A. Well, I think I’m persuaded by the evidence that I cite in my book, that this is a good explanation and that spending a lot of effort in trying to show how random mutation and natural selection could produce complex systems, like Barry Hall tried to do, is likely to result – is not real likely to be fruitful, as his results were not fruitful. So, no, I don’t do that in order to spend my time on other things.
Seems that ID is a real science stopper…
But even in the trial Behe admitted that ID can never be ruled out. So much for falsifiability of ID.
A. Well, since it’s an inductive argument, since the purposeful arrangement of parts is an inductive argument, then in order to falsify an induction, you have to find an exception to the inductive argument.
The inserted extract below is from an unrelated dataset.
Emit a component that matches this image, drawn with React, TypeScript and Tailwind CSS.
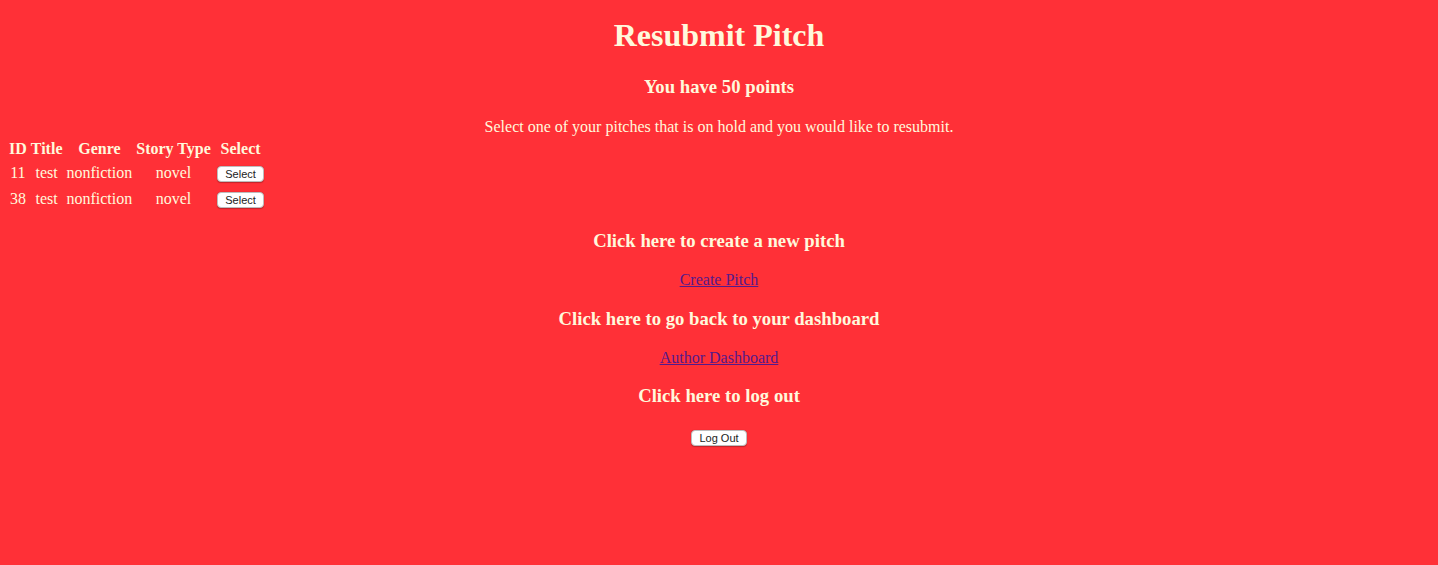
const pitches = [
  { id: 11, title: "test", genre: "nonfiction", storyType: "novel" },
  { id: 38, title: "test", genre: "nonfiction", storyType: "novel" },
];

function SmallButton({ label, className = "" }: { label: string; className?: string }) {
  return (
    <button
      className={
        "h-4 rounded-[4px] border border-[#bdbdbd] bg-white px-[7.5px] font-['Liberation_Sans',Arial,sans-serif] text-[11px] leading-[14px] text-[#222] shadow-[0_0.5px_1px_rgba(0,0,0,0.25)] " +
        className
      }
    >
      {label}
    </button>
  );
}

export default function App() {
  return (
    <div className="min-h-screen w-full bg-[#ff3037] font-['Liberation_Serif','Times_New_Roman',serif] text-[#fff8dc]">
      <h1 className="pt-[17px] text-center text-[32px] font-bold leading-[36px]">
        Resubmit Pitch
      </h1>
      <h3 className="mt-[23px] text-center text-[18.72px] font-bold leading-[22px]">
        You have 50 points
      </h3>
      <p className="mt-[20px] text-center text-[16px] leading-[18px]">
        Select one of your pitches that is on hold and you would like to resubmit.
      </p>

      {/* tabela de pitches */}
      <table className="ml-[6px] border-separate border-spacing-[2px] text-[16px]">
        <thead>
          <tr>
            <th className="px-px py-px text-center leading-[19px]">ID</th>
            <th className="px-px py-px text-center leading-[19px]">Title</th>
            <th className="px-px py-px text-center leading-[19px]">Genre</th>
            <th className="px-px py-px text-center leading-[19px]">Story Type</th>
            <th className="px-px py-px text-center leading-[19px]">Select</th>
          </tr>
        </thead>
        <tbody>
          {pitches.map((p) => (
            <tr key={p.id}>
              <td className="px-px py-px text-center align-middle leading-[22px]">{p.id}</td>
              <td className="px-px py-px text-center align-middle leading-[22px]">{p.title}</td>
              <td className="px-px py-px text-center align-middle leading-[22px]">{p.genre}</td>
              <td className="px-px py-px text-center align-middle leading-[22px]">{p.storyType}</td>
              <td className="px-px py-px text-center align-middle leading-[22px]">
                <SmallButton label="Select" className="mx-[2px]" />
              </td>
            </tr>
          ))}
        </tbody>
      </table>

      <h3 className="mt-[17px] text-center text-[18.72px] font-bold leading-[22px]">
        Click here to create a new pitch
      </h3>
      <p className="mt-[19px] text-center text-[16px] leading-[18px]">
        <a href="#" className="text-[#551a8b] underline">
          Create Pitch
        </a>
      </p>
      <h3 className="mt-[19px] text-center text-[18.72px] font-bold leading-[22px]">
        Click here to go back to your dashboard
      </h3>
      <p className="mt-[19px] text-center text-[16px] leading-[18px]">
        <a href="#" className="text-[#551a8b] underline">
          Author Dashboard
        </a>
      </p>
      <h3 className="mt-[18px] text-center text-[18.72px] font-bold leading-[22px]">
        Click here to log out
      </h3>
      <div className="mt-[23px] flex justify-center">
        <SmallButton label="Log Out" />
      </div>
    </div>
  );
}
So if somebody said that, when you see this purposeful arrangement of parts – and again, the – as I stress, the argument is quantitative, when there is a certain degree of complexity and so on. If it was shown that that did not always, did not always bespeak design, then the induction would not be reliable, and we would – so – and the argument would be, would be defeated.
Q. Now you, in fact, have stated that intelligent design can never be ruled out, correct?
A. Yes, that’s right.
Behe’s testimony was instrumental in showing the scientific vacuity of ID
Expert testimony revealed that this inductive argument is not scientific and as admitted by Professor Behe, can never be ruled out. (2:40 (Miller); 22:101 (Behe); 3:99 (Miller)).
Behe: As far as design being “never ruled out”, as I explained earlier science never rules anything out as a matter of logic; that is, science can’t prove in some absolute sense that something doesn’t exist.The task of science is simply to adduce evidence to help support one view or weigh against another.
Especially when the court came to realize that Behe’s definition of IC is unrealistic:
However, Professor Behe excludes, by definition, the possibility that a precursor to the bacterial flagellum functioned not as a rotary motor, but in some other way, for example as a secretory system. (19:88-95 (Behe)).
And the court clearly rejected the falsification claims of IC, noting that
As irreducible complexity is only a negative argument against evolution, it is refutable and accordingly testable, unlike ID, by showing that there are intermediate structures with selectable functions that could have evolved into the allegedly irreducibly complex systems. (2:15-16 (Miller)). Importantly, however, the fact that the negative argument of irreducible complexity is testable does not make testable the argument for ID. (2:15 (Miller); 5:39 (Pennock)).
Compare this with how science deals with these issues. They are not saying that since Behe cannot explain how the flagellum was intelligently designed, that it was thus an outcome of natural selection. On the contrary, as Nick Matzke and others have shown, it involves hard work determining the nature of flagellar systems, and its homologs.